6. THREAT PRIORITISATION BIAS
Humans have evolved to prioritise threats. This is intimately linked to our survival instincts and the fight or flight response. AI can bring to the surface, conflict, scandal, and danger signals. These are traditionally things that news feeds have used to keep us glued to an unfolding story. Even if low relevance, your salience network lights up: “This might matter for survival— you'd better pay attention.”

Through these six principles, AI is clearly being trained to exploit the consumer, whilst replacing the army of workers in the knowledge industry. It’s not just grabbing our attention—it is systematically overriding our political and personal priorities. This is no longer a science fiction. It is a global phenomena that in the wrong hands, is risking a Third World War.

Our goals (work, relationships) are slowly being replaced by algorithmically selected stimuli. Over time, this could: fragment attention; increase compulsive checking; bias our perceptions of reality (e.g., thinking the world is more dangerous or extreme than it is); and re-shape our interpersonal relationships.

AI can unintentionally (or potentially deliberately) amplify trauma-linked salience triggers: if someone is sensitive to rejection, for instance, social comparisons may get prioritised; if they have been a victim of crime, neighbourhood police stories may get amplified; if they have suffered moral injury, legal injustices may dominate. 

Either way, the system has the intention of lockinh onto pre-existing neural sensitivities to strengthen them in its favour. This starts to resemble a mind altering substance that increases the risk of developing a mental illness.
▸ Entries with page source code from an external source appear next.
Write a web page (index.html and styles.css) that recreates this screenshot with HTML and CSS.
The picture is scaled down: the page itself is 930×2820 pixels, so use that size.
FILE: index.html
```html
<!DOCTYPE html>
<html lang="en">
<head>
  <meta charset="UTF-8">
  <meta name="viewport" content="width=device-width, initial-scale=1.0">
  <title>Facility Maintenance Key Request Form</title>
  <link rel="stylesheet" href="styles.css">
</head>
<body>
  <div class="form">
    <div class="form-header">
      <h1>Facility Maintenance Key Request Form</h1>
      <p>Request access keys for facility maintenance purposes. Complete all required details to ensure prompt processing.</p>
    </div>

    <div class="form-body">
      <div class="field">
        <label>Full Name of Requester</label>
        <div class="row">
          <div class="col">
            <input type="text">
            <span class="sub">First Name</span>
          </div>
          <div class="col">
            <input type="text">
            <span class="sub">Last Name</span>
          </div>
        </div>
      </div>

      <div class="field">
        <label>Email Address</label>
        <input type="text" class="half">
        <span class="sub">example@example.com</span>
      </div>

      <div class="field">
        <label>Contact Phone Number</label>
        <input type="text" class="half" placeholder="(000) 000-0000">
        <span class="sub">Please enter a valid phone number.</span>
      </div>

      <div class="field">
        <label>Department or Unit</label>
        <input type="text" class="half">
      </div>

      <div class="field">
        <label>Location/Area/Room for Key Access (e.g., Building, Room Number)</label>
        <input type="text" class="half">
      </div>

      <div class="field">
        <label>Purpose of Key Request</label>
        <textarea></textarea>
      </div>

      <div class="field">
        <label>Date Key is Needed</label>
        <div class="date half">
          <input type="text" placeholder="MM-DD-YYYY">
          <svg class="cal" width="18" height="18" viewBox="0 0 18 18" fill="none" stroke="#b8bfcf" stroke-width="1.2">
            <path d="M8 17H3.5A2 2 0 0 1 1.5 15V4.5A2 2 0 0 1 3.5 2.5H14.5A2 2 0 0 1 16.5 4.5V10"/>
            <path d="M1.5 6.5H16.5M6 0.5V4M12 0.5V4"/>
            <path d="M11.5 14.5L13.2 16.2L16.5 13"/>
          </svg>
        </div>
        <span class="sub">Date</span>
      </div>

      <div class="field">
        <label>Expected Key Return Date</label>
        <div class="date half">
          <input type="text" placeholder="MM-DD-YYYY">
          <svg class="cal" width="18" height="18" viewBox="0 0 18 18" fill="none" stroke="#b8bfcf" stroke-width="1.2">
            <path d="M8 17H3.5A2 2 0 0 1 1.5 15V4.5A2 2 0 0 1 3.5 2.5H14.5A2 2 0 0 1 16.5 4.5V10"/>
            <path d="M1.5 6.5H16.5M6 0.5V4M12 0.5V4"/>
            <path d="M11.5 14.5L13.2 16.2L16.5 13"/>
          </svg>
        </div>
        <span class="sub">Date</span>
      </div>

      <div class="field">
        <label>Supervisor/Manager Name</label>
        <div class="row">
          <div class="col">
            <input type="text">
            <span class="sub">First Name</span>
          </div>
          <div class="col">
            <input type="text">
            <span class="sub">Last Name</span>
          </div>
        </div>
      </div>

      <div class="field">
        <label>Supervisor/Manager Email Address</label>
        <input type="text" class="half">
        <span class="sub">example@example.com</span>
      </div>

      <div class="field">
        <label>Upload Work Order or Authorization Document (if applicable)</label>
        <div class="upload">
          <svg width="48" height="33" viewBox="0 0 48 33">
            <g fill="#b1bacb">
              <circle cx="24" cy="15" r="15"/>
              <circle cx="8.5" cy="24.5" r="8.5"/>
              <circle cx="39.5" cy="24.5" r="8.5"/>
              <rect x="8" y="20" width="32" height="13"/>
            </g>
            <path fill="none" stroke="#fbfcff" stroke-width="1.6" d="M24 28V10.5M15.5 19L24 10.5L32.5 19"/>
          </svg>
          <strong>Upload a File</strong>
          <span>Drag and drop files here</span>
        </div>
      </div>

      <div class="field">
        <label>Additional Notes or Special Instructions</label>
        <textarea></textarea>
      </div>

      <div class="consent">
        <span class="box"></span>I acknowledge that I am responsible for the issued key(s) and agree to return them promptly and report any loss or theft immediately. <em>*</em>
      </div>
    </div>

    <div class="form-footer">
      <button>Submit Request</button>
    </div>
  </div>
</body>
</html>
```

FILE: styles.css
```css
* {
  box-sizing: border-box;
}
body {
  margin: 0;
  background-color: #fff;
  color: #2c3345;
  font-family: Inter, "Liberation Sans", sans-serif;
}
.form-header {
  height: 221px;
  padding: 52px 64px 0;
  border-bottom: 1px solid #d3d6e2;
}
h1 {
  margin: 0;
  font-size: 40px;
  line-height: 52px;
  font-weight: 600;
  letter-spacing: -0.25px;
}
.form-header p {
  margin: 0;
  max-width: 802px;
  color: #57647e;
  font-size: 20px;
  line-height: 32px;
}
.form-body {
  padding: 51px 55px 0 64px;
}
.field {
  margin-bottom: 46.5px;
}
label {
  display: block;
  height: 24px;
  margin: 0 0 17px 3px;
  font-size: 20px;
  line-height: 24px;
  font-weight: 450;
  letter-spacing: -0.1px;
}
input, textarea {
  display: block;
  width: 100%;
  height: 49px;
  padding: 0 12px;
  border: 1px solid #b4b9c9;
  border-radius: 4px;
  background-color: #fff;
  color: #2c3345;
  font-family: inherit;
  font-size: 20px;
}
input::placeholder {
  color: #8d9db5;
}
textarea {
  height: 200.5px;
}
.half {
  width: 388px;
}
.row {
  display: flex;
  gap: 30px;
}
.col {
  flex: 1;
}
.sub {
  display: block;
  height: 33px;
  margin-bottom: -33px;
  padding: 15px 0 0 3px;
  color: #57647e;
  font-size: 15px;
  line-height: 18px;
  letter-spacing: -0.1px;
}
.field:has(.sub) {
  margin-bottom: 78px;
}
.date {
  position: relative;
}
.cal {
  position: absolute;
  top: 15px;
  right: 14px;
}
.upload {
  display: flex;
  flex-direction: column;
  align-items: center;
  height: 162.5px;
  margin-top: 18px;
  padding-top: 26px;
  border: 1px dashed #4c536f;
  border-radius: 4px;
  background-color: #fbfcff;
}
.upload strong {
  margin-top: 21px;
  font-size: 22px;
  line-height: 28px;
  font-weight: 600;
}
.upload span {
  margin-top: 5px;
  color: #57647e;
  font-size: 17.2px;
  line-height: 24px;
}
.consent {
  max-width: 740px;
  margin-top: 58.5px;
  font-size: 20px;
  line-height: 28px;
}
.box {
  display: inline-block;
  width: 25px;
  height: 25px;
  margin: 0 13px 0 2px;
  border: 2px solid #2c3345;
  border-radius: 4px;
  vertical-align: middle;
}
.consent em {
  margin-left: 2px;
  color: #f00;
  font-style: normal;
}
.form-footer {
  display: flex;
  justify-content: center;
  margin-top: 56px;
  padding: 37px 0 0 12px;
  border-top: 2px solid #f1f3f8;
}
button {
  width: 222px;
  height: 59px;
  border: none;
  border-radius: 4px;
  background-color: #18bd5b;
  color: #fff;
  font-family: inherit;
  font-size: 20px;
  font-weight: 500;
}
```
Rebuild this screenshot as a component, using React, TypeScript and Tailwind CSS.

If this interacts with underlying neurodevelopmental traits it could predispose young people to a life of disengagement from education or employment.

Ultimately, cognitive science can be used for good or evil purposes. AI-driven clickbait works because it aligns almost perfectly with how the salience network evolved: It can be used to promote love, peace and interpersonal resilience, or force attention to focus on our trauma histories, and the causes of our interpersonal stress.